Long Textured Slick Back
Texture at length means the hair is pushed back with movement and separation rather than smoothed flat. It’s the most relaxed of the long options and the easiest to live with day to day, since minor shifts and natural movement look like part of the style rather than failures of it.
Slick Back Man Bun
The man bun version gathers all the length into a bun at the back of the head, keeping the hair controlled and out of the way while maintaining the swept-back front. It’s practical as well as stylistic.
The bun placement matters. High on the crown looks clean and precise. At the nape of the neck it looks softer and more casual. Neither is wrong, but they create very different impressions and it’s worth deciding which one you’re after.
The Front Has to Carry the Haircut
Every version of the slicked back style sends the face forward, and the front of the hairline is what the eye lands on first.

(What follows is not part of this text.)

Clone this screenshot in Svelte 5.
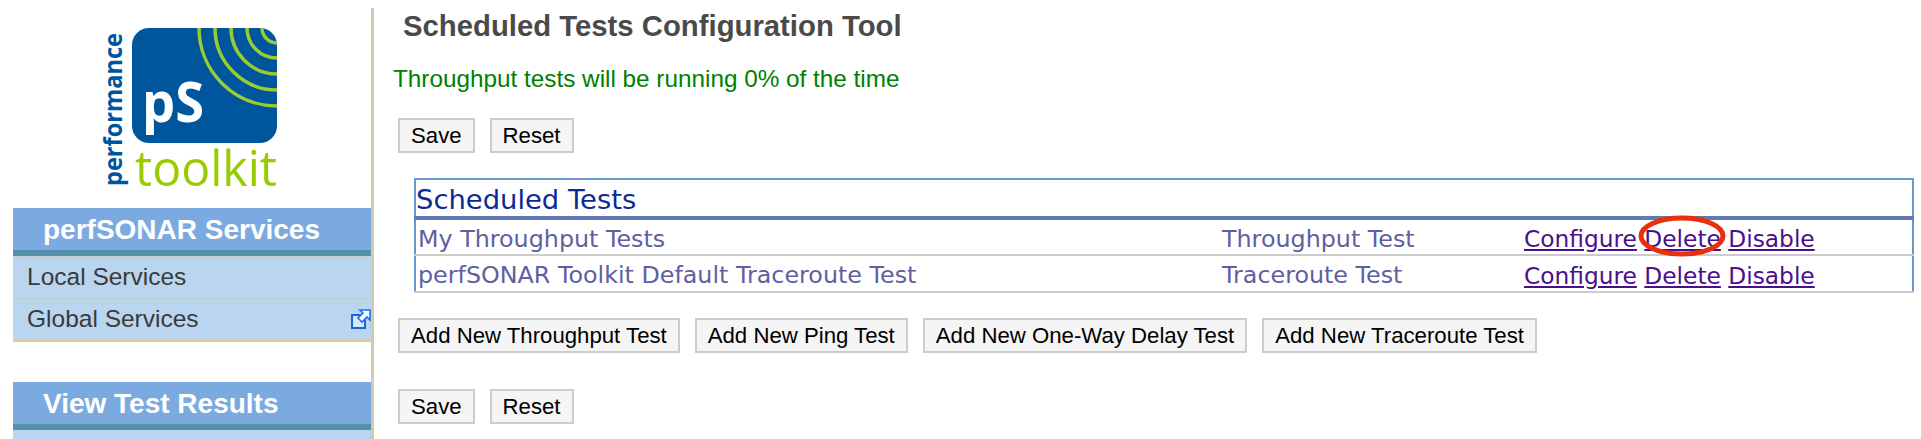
<script>
    const sections = [
        { title: 'perfSONAR Services', items: ['Local Services', 'Global Services'] },
        { title: 'View Test Results', items: [] }
    ];
    const tests = [
        { name: 'My Throughput Tests', type: 'Throughput Test', circled: true },
        { name: 'perfSONAR Toolkit Default Traceroute Test', type: 'Traceroute Test', circled: false }
    ];
    const addButtons = ['Add New Throughput Test', 'Add New Ping Test', 'Add New One-Way Delay Test', 'Add New Traceroute Test'];
</script>

<div class="page">
    <aside class="sidebar">
        <svg class="logo" width="358" height="200" viewBox="13 0 358 200">
            <defs>
                <clipPath id="logo-clip"><rect x="132" y="28" width="145" height="115" rx="17" /></clipPath>
            </defs>
            <rect x="132" y="28" width="145" height="115" rx="17" fill="#00569c" />
            <g clip-path="url(#logo-clip)" fill="none" stroke="#99cc33" stroke-width="3.5">
                <circle cx="277" cy="28" r="15" />
                <circle cx="277" cy="28" r="30" />
                <circle cx="277" cy="28" r="46" />
                <circle cx="277" cy="28" r="62" />
                <circle cx="277" cy="28" r="78" />
            </g>
            <text x="142" y="122" class="logo-ps" textLength="62" lengthAdjust="spacingAndGlyphs">pS</text>
            <text x="135" y="186" class="logo-toolkit" textLength="142" lengthAdjust="spacingAndGlyphs">toolkit</text>
            <text transform="translate(122 186) rotate(-90)" class="logo-perf" textLength="153" lengthAdjust="spacingAndGlyphs">performance</text>
        </svg>

        {#each sections as section}
            <section class="nav">
                <h2>{section.title}</h2>
                <ul>
                    {#each section.items as item, i}
                        <li>
                            {item}
                            {#if i === 1}
                                <svg class="ext" width="20" height="20" viewBox="0 0 20 20">
                                    <rect x="1" y="6" width="13" height="13" fill="#d8e8fb" stroke="#1a66d8" stroke-width="2" />
                                    <path d="M9 1h10v10l-3-3-5 5-4-4 5-5z" fill="#fff" stroke="#1a72f0" stroke-width="1.6" />
                                </svg>
                            {/if}
                        </li>
                    {/each}
                </ul>
            </section>
        {/each}
    </aside>

    <main class="content">
        <h1>Scheduled Tests Configuration Tool</h1>
        <p class="notice">Throughput tests will be running 0% of the time</p>

        <div class="buttons">
            <button>Save</button>
            <button>Reset</button>
        </div>

        <table>
            <colgroup>
                <col class="col-name" />
                <col class="col-type" />
                <col />
            </colgroup>
            <thead>
                <tr><th colspan="3">Scheduled Tests</th></tr>
            </thead>
            <tbody>
                {#each tests as test}
                    <tr>
                        <td class="name">{test.name}</td>
                        <td>{test.type}</td>
                        <td class="actions">
                            <a href="#c">Configure</a>
                            <span class="del">
                                <a href="#d">Delete</a>
                                {#if test.circled}
                                    <svg class="circle" width="96" height="46" viewBox="0 0 96 46">
                                        <ellipse cx="48" cy="23" rx="41" ry="18" fill="none" stroke="#e8300c" stroke-width="5" />
                                    </svg>
                                {/if}
                            </span>
                            <a href="#x">Disable</a>
                        </td>
                    </tr>
                {/each}
            </tbody>
        </table>

        <div class="buttons add">
            {#each addButtons as label}
                <button>{label}</button>
            {/each}
        </div>

        <div class="buttons last">
            <button>Save</button>
            <button>Reset</button>
        </div>
    </main>
</div>

<style>
    :global(body) {
        margin: 0;
        background: #fff;
    }

    .page {
        display: flex;
        height: 439px;
        overflow: hidden;
        font-family: "Liberation Sans", Arial, sans-serif;
    }

    .sidebar {
        width: 358px;
        margin-left: 13px;
        margin-top: 8px;
        border-right: 3px solid #d3cbae;
        flex: none;
    }

    .logo {
        display: block;
        margin-top: -8px;
        margin-bottom: 8px;
    }

    .logo-ps {
        font: 700 56px "Open Sans", sans-serif;
        fill: #fff;
    }

    .logo-toolkit {
        font: 400 50px "Open Sans", sans-serif;
        fill: #99cc00;
    }

    .logo-perf {
        font: 700 25px "Open Sans", sans-serif;
        fill: #00569c;
    }

    .nav {
        margin-bottom: 40px;
    }

    .nav h2 {
        margin: 0;
        height: 42px;
        line-height: 43px;
        padding-left: 30px;
        font-size: 28px;
        font-weight: 700;
        color: #fff;
        background: #7aaae0;
        border-bottom: 6px solid #5590aa;
    }

    .nav ul {
        margin: 0;
        padding: 0;
        list-style: none;
        background: #b9d5f0;
        min-height: 10px;
    }

    .nav li {
        position: relative;
        height: 40px;
        line-height: 38px;
        padding-left: 14px;
        font-size: 24.5px;
        color: #3a3a3a;
        border-top: 2px solid #c8cdd0;
    }

    .nav li:last-child {
        border-bottom: 2px solid #dccb96;
    }

    .ext {
        position: absolute;
        right: 0;
        top: 9px;
    }

    .content {
        flex: 1;
        padding-left: 19px;
        min-width: 0;
    }

    h1 {
        margin: 11px 0 0 10px;
        font-size: 29.3px;
        line-height: 30px;
        font-weight: 700;
        color: #4a4a4a;
    }

    .notice {
        margin: 25px 0 0;
        font-size: 24.3px;
        line-height: 26px;
        color: #008000;
    }

    .buttons {
        display: flex;
        gap: 15px;
        margin-left: 5px;
    }

    button {
        height: 35px;
        padding: 0 11px;
        font: 22.2px "Liberation Sans", Arial, sans-serif;
        color: #000;
        background: #f5f5f5;
        border: 2px solid #ccc;
        border-radius: 0;
    }

    .notice + .buttons {
        margin-top: 26px;
    }

    table {
        width: 1500px;
        margin: 25px 0 0 21px;
        border-collapse: collapse;
        table-layout: fixed;
        font-family: "DejaVu Sans", sans-serif;
    }

    .col-name {
        width: 807px;
    }

    .col-type {
        width: 302px;
    }

    th {
        height: 33px;
        padding: 3px 0 0;
        text-align: left;
        font-size: 27.4px;
        font-weight: 400;
        color: #0a2a96;
        border: 2px solid #6699cc;
        border-bottom: 4px solid #6478b4;
    }

    td {
        height: 37px;
        padding: 3px 0 0;
        box-sizing: border-box;
        font-size: 23.8px;
        color: #6060a0;
        border-bottom: 2px solid #ccc;
    }

    .name {
        padding-left: 2px;
        border-left: 2px solid #6699cc;
    }

    .actions {
        font-size: 23.3px;
        border-right: 2px solid #6699cc;
    }

    a {
        color: #4b0f8c;
    }

    .del {
        position: relative;
    }

    .circle {
        position: absolute;
        left: -10px;
        top: -12px;
    }

    .add {
        margin-top: 25px;
    }

    .last {
        margin-top: 36px;
    }
</style>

A strong, even hairline makes the slick back look authoritative. A receding or uneven hairline doesn’t disqualify the style, but it changes which version works. The side parting, the textured versions, and the longer lengths all manage an imperfect hairline better than the classic flat slick back does. The classic version in particular can pull attention directly toward hairline recession in a way that a parting or some texture would deflect.
The forehead matters too. A large forehead with hair swept entirely back can feel like a lot of bare skin at the front of the face. Volume at the front, a slight quiff before the hair goes back, or a fringe that’s pushed rather than swept can all help with this without abandoning the style.

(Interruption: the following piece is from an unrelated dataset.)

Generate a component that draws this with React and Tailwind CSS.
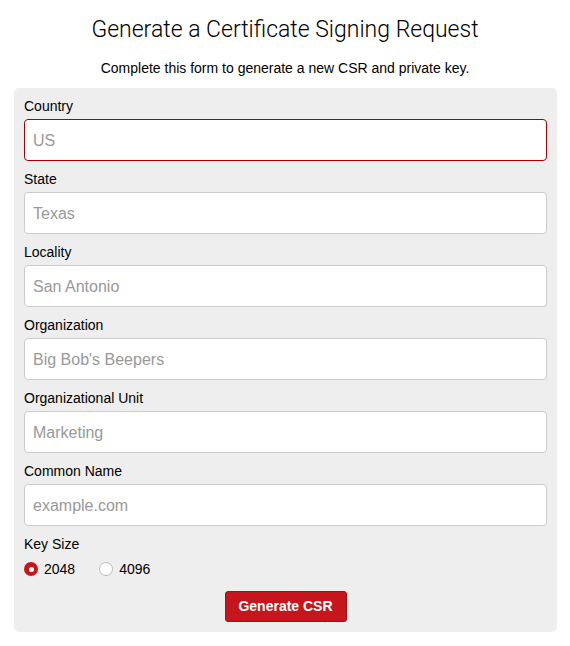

The Finish Should Match the Hair, Not the Photo
The most common mistake with the slick back is choosing a product finish based on how someone else’s hair looks in a photo.
High shine on thick, dark hair looks razor-sharp. The same product on fine or lighter hair can look greasy and flat. Matte on wavy hair looks alive and textured. The same finish on thick straight hair can look dull and unpolished.
Match the product to your hair type first, then adjust the finish. As a rough guide: high shine suits thick, straight, dark hair; matte and low-shine suits fine, wavy, or lighter hair; medium hold with some shine covers most other cases. The finish should make the hair look better than it does naturally, not like a different material entirely.
The Beard Beasts Verdict
The slicked back haircut earns its reputation because it’s one of the few styles that gets more impressive as the execution improves. A mediocre version just looks like pushed-back hair. A well-executed one looks like a decision.
Most men who try it and don’t get on with it are failing at one of two things: the wrong product for their hair type, or the wrong version for their face. Neither of those is a reason to abandon the style entirely. Work through the versions in this article, start with the side parting or the textured options if you’re not sure, and adjust from there.
The one version I’d steer almost anyone away from on a first attempt is the classic flat slick back with high shine and no fade. It’s the least forgiving combination on the list and the one that needs everything to be right before it looks right. Build up to it.